There's too much loose talk about decoupling around the US, which is a "very dangerous and imprecise addition" to language about the US-China relationship, said Rudd, president of the Asia Society Policy Institute, at a talk hosted by the Asia Society Northern California on Thursday in Palo Alto, California.

He said the word first appeared in the context of the US-China relationship in May 2018. Steve Bannon, US President Donald Trump's former chief strategist, took it up as a way to describe "what should happen between China and the US" in August.

"Those seeking to unravel this relationship, be careful what you wish for in terms of known consequences and unintended consequences," Rudd said. "If you keep chanting the mantra that these two countries and economies are decoupling, there's a grave danger that you start to create self-fulfilling prophecies."

Rudd said the facts do not add up to support the proposition that the two economies are in the process of comprehensive decoupling.

The past four decades, starting in 1979, when the two countries established full diplomatic relations, have been a "remarkable period of engagement" between two countries, economies and societies, he said.

He said the Trump administration's restrictions on the easy flow of people between the US and China would be "the most disastrous decoupling of all".

"My suggestion is it would be very bad for any country like the United States to start closing (the) door," Rudd said. "As soon as we start imposing onerous visa restrictions on students, researchers and think tankers, I think it's the thin edge of the wedge."

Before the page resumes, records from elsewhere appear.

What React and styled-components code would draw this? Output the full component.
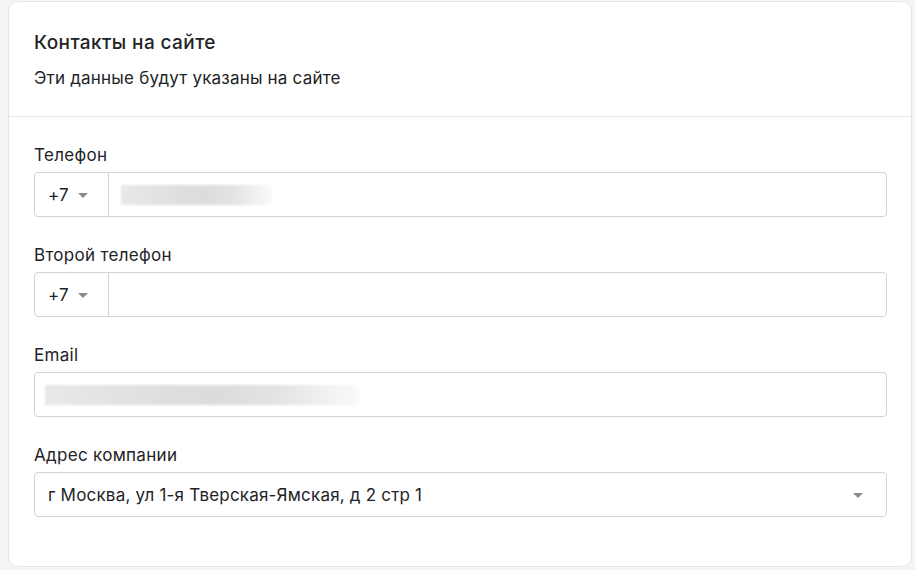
import React from "react";
import styled, { createGlobalStyle } from "styled-components";

const Global = createGlobalStyle`
  html, body { margin: 0; padding: 0; background: #f4f4f6; }
  body { font-family: Inter, "Noto Sans", sans-serif; color: #222326; }
`;

const Page = styled.div`
  padding: 1px 3px 0 8px;
  width: 915px;
  height: 570px;
  box-sizing: border-box;
`;

const Card = styled.section`
  background: #fff;
  border: 1px solid #e6e6ea;
  border-radius: 10px;
  height: 566px;
  box-sizing: border-box;
`;

const Header = styled.header`
  padding: 29px 25px 0;
  height: 115px;
  box-sizing: border-box;
  border-bottom: 1px solid #e6e6ea;
`;

const Title = styled.h2`
  margin: 0;
  font-size: 19px;
  letter-spacing: 0.4px;
  font-weight: 500;
  line-height: 24px;
`;

const Subtitle = styled.p`
  margin: 11px 0 0;
  font-size: 17px;
  letter-spacing: 0.2px;
  line-height: 24px;
`;

const Body = styled.div`
  padding: 27px 24px 0 25px;
  display: flex;
  flex-direction: column;
  gap: 27px;
`;

const Field = styled.div`
  display: flex;
  flex-direction: column;
  gap: 6px;
`;

const Label = styled.label`
  font-size: 17px;
  letter-spacing: 0.3px;
  line-height: 22px;
`;

const Box = styled.div`
  display: flex;
  align-items: center;
  height: 45px;
  box-sizing: border-box;
  border: 1px solid #d3d3d6;
  border-radius: 4px;
  font-size: 17px;
  letter-spacing: 0.2px;
`;

const Prefix = styled.div`
  display: flex;
  align-items: center;
  gap: 9px;
  width: 74px;
  height: 100%;
  box-sizing: border-box;
  padding-left: 13px;
  border-right: 1px solid #d3d3d6;
`;

const Caret = styled.span`
  display: inline-block;
  width: 0;
  height: 0;
  border-left: 5px solid transparent;
  border-right: 5px solid transparent;
  border-top: 5px solid #8a8a8e;
  margin-top: 2px;
`;

const Value = styled.div`
  flex: 1;
  padding-left: 13px;
`;

const Blur = styled.div`
  margin-left: ${(p) => p.$left}px;
  width: ${(p) => p.$w}px;
  height: 20px;
  background: linear-gradient(90deg, #e9e9e9 0%, #dedede 40%, #dcdcdc 55%, #e4e4e4 75%, #fafafa 100%);
  filter: blur(1px);
`;

const EndCaret = styled(Caret)`
  margin-right: 23px;
`;

export default function App() {
  return (
    <>
      <Global />
      <Page>
        <Card>
          <Header>
            <Title>Контакты на сайте</Title>
            <Subtitle>Эти данные будут указаны на сайте</Subtitle>
          </Header>
          <Body>
            <Field>
              <Label>Телефон</Label>
              <Box>
                <Prefix>+7 <Caret /></Prefix>
                <Blur $left={12} $w={151} />
              </Box>
            </Field>
            <Field>
              <Label>Второй телефон</Label>
              <Box>
                <Prefix>+7 <Caret /></Prefix>
              </Box>
            </Field>
            <Field>
              <Label>Email</Label>
              <Box>
                <Blur $left={10} $w={314} />
              </Box>
            </Field>
            <Field>
              <Label>Адрес компании</Label>
              <Box>
                <Value>г Москва, ул 1-я Тверская-Ямская, д 2 стр 1</Value>
                <EndCaret />
              </Box>
            </Field>
          </Body>
        </Card>
      </Page>
    </>
  );
}
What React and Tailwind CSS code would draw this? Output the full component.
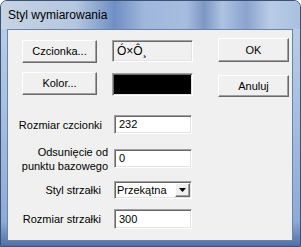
const font = { fontFamily: '"Liberation Sans", Arial, sans-serif' }

function Raised({ className = '', children }) {
  return (
    <div
      className={`flex items-center justify-center border border-t-white border-l-white border-r-[#696969] border-b-[#696969] bg-[#f0f0f0] text-[11px] text-black shadow-[inset_-1px_-1px_0_#a0a0a0] ${className}`}
    >
      {children}
    </div>
  )
}

function Sunken({ className = '', children }) {
  return (
    <div
      className={`flex items-center border border-t-[#a0a0a0] border-l-[#a0a0a0] border-r-white border-b-white shadow-[inset_1px_1px_0_#696969,inset_-1px_-1px_0_#e3e3e3] text-[11px] text-black ${className}`}
    >
      {children}
    </div>
  )
}

function Row({ label, className = '', labelClass = '', children }) {
  return (
    <div className={`flex items-center ${className}`}>
      <div className={`text-right text-[11px] leading-[14px] text-black ${labelClass}`}>{label}</div>
      {children}
    </div>
  )
}

export default function App() {
  return (
    <div
      style={font}
      className="flex h-[247px] w-[301px] flex-col overflow-hidden rounded-t-[7px] border border-[#3d5172] bg-[linear-gradient(180deg,#bcd0e8_0%,#a9c2e2_40%,#8eaad6_90%,#4f70a8_100%)]"
    >
      {/* Title bar */}
      <div className="flex h-[28px] items-center bg-[linear-gradient(90deg,#c6d3e3_0%,#b4c7e0_25%,#6f8fc4_38%,#9fb7dc_48%,#a6bddf_62%,#7d97c5_68%,#aec3e2_74%,#8aa3cf_82%,#b9cce6_90%,#a9c0e1_100%)] pl-[7px]">
        <span className="text-[12px] text-black">Styl wymiarowania</span>
      </div>

      {/* Client area */}
      <div className="ml-[6px] h-[212px] w-[286px] border border-[#6d83a6] bg-[#f0f0f0]">
        <div className="flex">
          <div className="ml-[14px] mt-[10px] flex flex-col gap-[9px]">
            <div className="flex gap-[15px]">
              <Raised className="h-[23px] w-[75px]">Czcionka...</Raised>
              <Sunken className="h-[22px] w-[81px] bg-[#f0f0f0] pl-[4px] text-[12px]">Ó×Ô¸</Sunken>
            </div>
            <div className="flex items-start gap-[15px]">
              <Raised className="h-[23px] w-[75px]">Kolor...</Raised>
              <Sunken className="mt-[1px] h-[23px] w-[81px] bg-black" />
            </div>
          </div>
          <div className="ml-[25px] mt-[8px] flex flex-col gap-[13px]">
            <Raised className="h-[24px] w-[71px]">OK</Raised>
            <Raised className="h-[22px] w-[71px]">Anuluj</Raised>
          </div>
        </div>

        <div className="mt-[18px] flex flex-col">
          <Row label="Rozmiar czcionki" className="h-[19px]" labelClass="w-[94px]">
            <Sunken className="ml-[12px] h-[19px] w-[78px] bg-white pl-[4px]">232</Sunken>
          </Row>
          <Row
            label={<>Odsunięcie od<br />punktu bazowego</>}
            className="mt-[10px] h-[29px]"
            labelClass="w-[100px]"
          >
            <Sunken className="ml-[6px] h-[19px] w-[78px] bg-white pl-[4px]">0</Sunken>
          </Row>
          <Row label="Styl strzałki" className="mt-[8px] h-[18px]" labelClass="w-[93px]">
            <Sunken className="ml-[13px] h-[18px] w-[78px] justify-between bg-white pl-[2px] pr-[1px]">
              <span>Przekątna</span>
              <Raised className="h-[14px] w-[15px]">
                <svg width="7" height="4" viewBox="0 0 7 4">
                  <polygon points="0,0 7,0 3.5,4" fill="#000" />
                </svg>
              </Raised>
            </Sunken>
          </Row>
          <Row label="Rozmiar strzałki" className="mt-[10px] h-[20px]" labelClass="w-[93px]">
            <Sunken className="ml-[13px] h-[20px] w-[78px] bg-white pl-[4px]">300</Sunken>
          </Row>
        </div>
      </div>
    </div>
  )
}
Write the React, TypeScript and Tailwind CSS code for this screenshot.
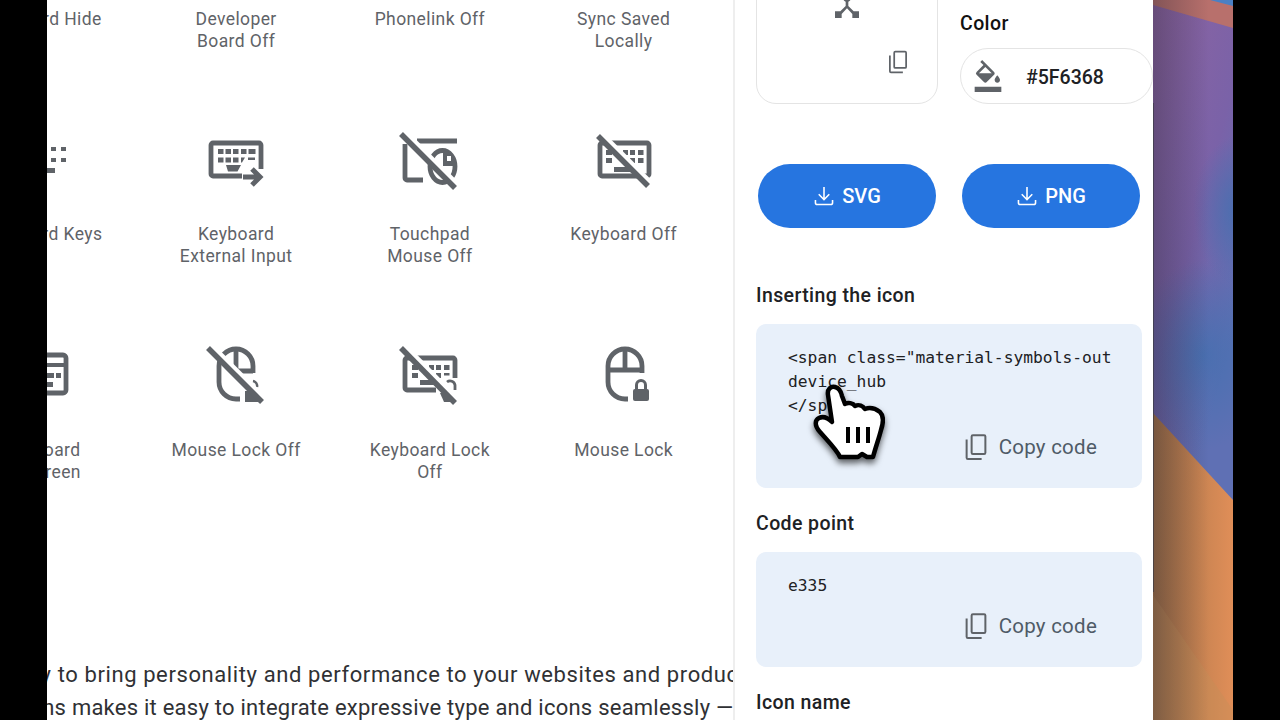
import React from 'react';
import { MdDeviceHub, MdFormatColorFill } from 'react-icons/md';

const ink = '#5f6368';

// off icons get a white gap on the upper right of the strike
function Strike({ x1, y1, x2, y2 }: { x1: number; y1: number; x2: number; y2: number }) {
    return (
        <>
            <path d={`M${x1 + 3} ${y1 - 3}L${x2 + 3} ${y2 - 3}`} stroke="#fff" strokeWidth={5} fill="none" />
            <path d={`M${x1} ${y1}L${x2} ${y2}`} stroke={ink} strokeWidth={5.5} fill="none" />
        </>
    );
}

function Glyph({ children }: { children?: React.ReactNode }) {
    return (
        <svg viewBox="0 0 64 64" className="h-16 w-16 shrink-0" fill={ink}>
            {children}
        </svg>
    );
}

const line = { fill: 'none', stroke: ink, strokeWidth: 4.8 };

function KeyboardKeys() {
    return (
        <Glyph>
            <path d="M8 18h5v4H8zM19 18h5v4h-5zM30 18h5v4h-5zM41 18h5v4h-5zM51 18h5v4h-5zM8 29h5v4H8zM19 29h5v4h-5zM30 29h5v4h-5zM41 29h5v4h-5zM51 29h5v4h-5zM20 39h25v5H20z" />
        </Glyph>
    );
}

function KeyboardExternalInput() {
    return (
        <Glyph>
            <path {...line} d="M38 47H9a2 2 0 0 1-2-2V16a2 2 0 0 1 2-2h46a2 2 0 0 1 2 2v24" />
            <path d="M14 20h5.500v5H14zM21.500 20h5.500v5h-5.500zM29 20h5.500v5H29zM37 20h5.500v5H37zM44.500 20h7v5h-7zM14 28.500h5.500v5H14zM21.500 28.500h5.500v5h-5.500zM29 28.500h5.500v5H29zM37 28.500h4l-3 5h-1zM44 28.500h7v2.500h-7zM22 36h15l-3.500 6.500H24z" />
            <path {...line} d="M39 48h17M48 40l8 8-8 8" strokeWidth={5} />
        </Glyph>
    );
}

function TouchpadMouseOff() {
    return (
        <Glyph>
            <path {...line} d="M19 12h40M7 15v34a2 2 0 0 0 2 2h16" />
            <ellipse cx={44.5} cy={37.5} rx={12.5} ry={16} {...line} />
            <path d="M45 22a12 15 0 0 1 12 15H45z" />
            <path d="M49 27h4v5h-4z" fill="#fff" />
            <Strike x1={3} y1={5} x2={57} y2={59} />
        </Glyph>
    );
}

function KeyboardOff() {
    return (
        <Glyph>
            <rect x={8} y={14} width={49} height={33} rx={2} {...line} />
            <path d="M14 21h6v5h-6zM22 21h5v5h-5zM31 21h5v5h-5zM38 21h5v5h-5zM46 21h5.500v5H46zM14 29h6v5h-6zM38 29h5v5h-5zM46 29h5.500v5H46zM22 38h17v5H22z" />
            <Strike x1={6} y1={7} x2={56} y2={57} />
        </Glyph>
    );
}

function KeyboardOnscreen() {
    return (
        <Glyph>
            <rect x={6} y={11} width={50} height={38} rx={3} {...line} />
            <path d="M6 19h50v4H6zM37 29h7v5h-7zM46 29h5v5h-5zM30 38h13v5H30z" />
        </Glyph>
    );
}

function MouseLockOff() {
    return (
        <Glyph>
            <path {...line} d="M49 29v-7a17 17 0 0 0-34 0v16a17 17 0 0 0 17 17h4" />
            <path {...line} d="M32 5v22h17" />
            <path d="M41 47h8l9 11H41z" />
            <path {...line} strokeWidth={2.5} d="M49 37a5 5 0 0 1 4 6" />
            <Strike x1={4} y1={4} x2={58} y2={58} />
        </Glyph>
    );
}

function KeyboardLockOff() {
    return (
        <Glyph>
            <path {...line} d="M38 46H9a2 2 0 0 1-2-2V16a2 2 0 0 1 2-2h46a2 2 0 0 1 2 2v18" />
            <path d="M14 21h6v5h-6zM22 21h5v5h-5zM31 21h5v5h-5zM38 21h5v5h-5zM46 21h5.500v5H46zM14 29h6v5h-6zM38 29h5v5h-5zM46 29h5.500v2.500H46zM22 36h15v5H22z" />
            <path d="M42 49h8l8 9H46z" />
            <path {...line} strokeWidth={2.8} d="M49 38a5 5 0 0 1 8 3v5" />
            <Strike x1={3} y1={4} x2={57} y2={59} />
        </Glyph>
    );
}

function MouseLock() {
    return (
        <Glyph>
            <path {...line} d="M50 29v-7a17 17 0 0 0-34 0v16a17 17 0 0 0 17 17h3" />
            <path {...line} d="M33 5v21M16 26h34" />
            <rect x={41} y={45} width={16} height={12} rx={2} />
            <path {...line} strokeWidth={3} d="M44.500 45v-4a4.500 4.500 0 0 1 9 0v4" />
        </Glyph>
    );
}

const rows: { icon?: React.ReactNode; label: string }[] = [
    { label: 'Keyboard Hide' },
    { label: 'Developer\nBoard Off' },
    { label: 'Phonelink Off' },
    { label: 'Sync Saved\nLocally' },
    { icon: <KeyboardKeys />, label: 'Keyboard Keys' },
    { icon: <KeyboardExternalInput />, label: 'Keyboard\nExternal Input' },
    { icon: <TouchpadMouseOff />, label: 'Touchpad\nMouse Off' },
    { icon: <KeyboardOff />, label: 'Keyboard Off' },
    { icon: <KeyboardOnscreen />, label: 'Keyboard\nOnscreen' },
    { icon: <MouseLockOff />, label: 'Mouse Lock Off' },
    { icon: <KeyboardLockOff />, label: 'Keyboard Lock\nOff' },
    { icon: <MouseLock />, label: 'Mouse Lock' },
];

function CopyGlyph({ className }: { className: string }) {
    return (
        <svg viewBox="0 0 24 24" className={className} fill="none" stroke="currentColor" strokeWidth={1.6}>
            <rect x={8.5} y={2.5} width={11} height={15} rx={1} />
            <path d="M4.500 6v14.500a1 1 0 0 0 1 1h11" />
        </svg>
    );
}

function DownloadGlyph() {
    return (
        <svg viewBox="0 -960 960 960" className="h-7 w-7" fill="#fff">
            <path d="M480-320 280-520l38-39 135 135v-366h54v366l135-135 38 39-200 200ZM240-160q-33 0-56.500-23.500T160-240v-100h54v100q0 26 26 26h480q26 0 26-26v-100h54v100q0 33-23.500 56.500T720-160H240Z" />
        </svg>
    );
}

function CopyCode() {
    return (
        <div className="flex items-center justify-end gap-[8px] pr-[45px] pb-[26px] text-[20.5px] leading-7 tracking-[0.25px] text-[#4f5b67]">
            <CopyGlyph className="h-[30px] w-[30px] text-[#5f6368]" />
            <span>Copy code</span>
        </div>
    );
}

function HandCursor() {
    return (
        <svg
            viewBox="0 0 80 85"
            className="absolute top-[380px] left-[810px] h-[85px] w-20 drop-shadow-[0_4px_3px_rgba(0,0,0,0.6)]"
        >
            <path
                d="M18 15C17 9 21 6 25 7C29 8 31 11 32 16L35 24C38 22 43 23 45 26C49 24 53 26 55 29C60 27 66 29 70 32C74 36 73 44 71 50C69 58 66 66 63 77L57 77L52 74L48 77L30 77C27 70 18 61 10 52C4 45 5 40 9 38C13 36 18 38 22 42Z"
                fill="#fff"
                stroke="#000"
                strokeWidth={4.5}
                strokeLinejoin="round"
            />
            <path d="M38 47v16M48 47v16M58 47v16" stroke="#000" strokeWidth={4} fill="none" />
        </svg>
    );
}

function Wallpaper() {
    return (
        <svg viewBox="0 0 80 720" preserveAspectRatio="none" className="h-full w-20 shrink-0">
            <defs>
                <linearGradient id="sky" x1="0" y1="0" x2="0.4" y2="1">
                    <stop offset="0" stopColor="#8f64a0" />
                    <stop offset="0.45" stopColor="#7a62a8" />
                    <stop offset="0.75" stopColor="#5f70b4" />
                </linearGradient>
                <radialGradient id="blob" cx="0.5" cy="0.5" r="0.5">
                    <stop offset="0" stopColor="#4270b0" stopOpacity="0.8" />
                    <stop offset="1" stopColor="#4270b0" stopOpacity="0" />
                </radialGradient>
                <linearGradient id="sand" x1="0" y1="0" x2="1" y2="0">
                    <stop offset="0" stopColor="#a87448" />
                    <stop offset="1" stopColor="#e08e58" />
                </linearGradient>
                <linearGradient id="edge" x1="0" y1="0" x2="1" y2="0">
                    <stop offset="0" stopColor="#1f2030" stopOpacity="0.35" />
                    <stop offset="0.7" stopColor="#1f2030" stopOpacity="0" />
                </linearGradient>
            </defs>
            <rect width="80" height="720" fill="url(#sky)" />
            <ellipse cx="85" cy="210" rx="45" ry="75" fill="url(#blob)" />
            <ellipse cx="50" cy="355" rx="70" ry="95" fill="url(#blob)" />
            <path d="M0 0H80V28L0 5Z" fill="#b8706c" />
            <path d="M57 0H80V6Z" fill="#4a80c4" />
            <path d="M0 413L80 500V720H0Z" fill="url(#sand)" />
            <path d="M0 595L80 710V720H0Z" fill="#c49058" opacity="0.35" />
            <rect width="80" height="720" fill="url(#edge)" />
            <rect y="103" width="1" height="489" fill="#3a3a44" opacity="0.7" />
        </svg>
    );
}

export default function App() {
    return (
        <div className="relative flex h-[720px] w-[1280px] overflow-hidden bg-black font-['Roboto',sans-serif]">
            <div className="w-[47px] shrink-0" />

            <main className="flex h-full w-[686px] shrink-0 flex-col overflow-hidden bg-white">
                <div className="-mt-[87px] -ml-[101.5px] grid w-[775px] shrink-0 grid-cols-4">
                    {rows.map((item) => (
                        <div key={item.label} className="flex h-[215.5px] flex-col items-center">
                            {item.icon ?? <Glyph />}
                            <p className="mt-[30.5px] text-center text-[17.5px] leading-[22px] tracking-[0.4px] whitespace-pre-line text-[#5f6368]">
                                {item.label}
                            </p>
                        </div>
                    ))}
                </div>
                <div className="mt-[98px] text-[22px] leading-[33px] whitespace-nowrap text-[#303134]">
                    <p className="-ml-[353px] tracking-[0.6px]">Using Google Fonts is an easy way to bring personality and performance to your websites and products.</p>
                    <p className="-ml-[483px] tracking-[0.24px]">Our robust catalog of open-source fonts and icons makes it easy to integrate expressive type and icons seamlessly —</p>
                </div>
            </main>

            <aside className="flex h-full w-[420px] shrink-0 flex-col overflow-hidden border-l-2 border-[#eeeeee] bg-white pl-[21px]">
                <div className="-mt-[96px] flex h-[200px] shrink-0 gap-[22px]">
                    <div className="relative flex w-[182px] justify-center rounded-[20px] border-[1.5px] border-[#e4e4e4] pt-[85px]">
                        <MdDeviceHub className="h-8 w-8 text-[#5f6368]" />
                        <CopyGlyph className="absolute top-[144px] right-[26px] h-[26px] w-[26px] text-[#5f6368]" />
                    </div>
                    <div className="flex w-[193px] flex-col justify-end">
                        <h3 className="mb-3 text-[19.5px] leading-6 font-medium tracking-[0.4px] text-[#111]">Color</h3>
                        <div className="flex h-14 items-center gap-[22px] rounded-full border-[1.5px] border-[#e4e4e4] pl-[11px]">
                            <MdFormatColorFill className="h-8 w-8 text-[#5f6368]" />
                            <span className="pt-1 text-[19.5px] font-medium text-[#202124]">#5F6368</span>
                        </div>
                    </div>
                </div>

                <div className="mt-[60px] ml-[2px] flex shrink-0 gap-[26px]">
                    {['SVG', 'PNG'].map((label) => (
                        <button
                            key={label}
                            className="flex h-16 w-[178px] items-center justify-center gap-1 rounded-full bg-[#2675e0] pr-[3px] text-[20px] font-medium text-white"
                        >
                            <DownloadGlyph />
                            {label}
                        </button>
                    ))}
                </div>

                <h3 className="mt-14 shrink-0 text-[19.5px] leading-6 font-medium tracking-[0.4px] text-[#202124]">Inserting the icon</h3>
                <div className="mt-4 flex h-[164px] w-[386px] shrink-0 flex-col justify-between rounded-[10px] bg-[#e8f0fa] pt-[22px]">
                    <pre className="ml-8 w-[323px] overflow-hidden font-['DejaVu_Sans_Mono',monospace] text-[16.3px] leading-6 text-[#202124]">
                        {'<span class="material-symbols-outlined">\ndevice_hub\n</span>'}
                    </pre>
                    <CopyCode />
                </div>

                <h3 className="mt-6 shrink-0 text-[19.5px] leading-6 font-medium tracking-[0.4px] text-[#202124]">Code point</h3>
                <div className="mt-4 flex h-[115px] w-[386px] shrink-0 flex-col justify-between rounded-[10px] bg-[#e8f0fa] pt-[22px]">
                    <pre className="ml-8 font-['DejaVu_Sans_Mono',monospace] text-[16.3px] leading-6 text-[#202124]">e335</pre>
                    <CopyCode />
                </div>

                <h3 className="mt-6 shrink-0 text-[19.5px] leading-6 font-medium tracking-[0.4px] text-[#202124]">Icon name</h3>
            </aside>

            <Wallpaper />
            <HandCursor />
        </div>
    );
}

The two countries have made the strategic decision not to "jump into the ravine", realizing that "a full blown trade war with tariffs on everything was so mutually destructive that it should not be sustained", he said.

US consumers and businesses paid a total of $7.1 billion in higher costs from import taxes in September, up 9 percent from August and more than 59 percent from a year earlier, according to an analysis by the US Commerce and Agriculture departments.

The information was released on Wednesday by Tariffs Hurt the Heartland, an anti-tariff bipartisan campaign. Roughly $4.1 billion of the tax costs were connected to tariffs that Trump imposed on Chinese goods since 2018.

The increase was largely caused by the 15 percent import taxes applied to about $112 billion of Chinese goods that went into effect on Sept 1. The hike means 87 percent of textiles and clothing from China and 52 percent of shoes are subject to import taxes.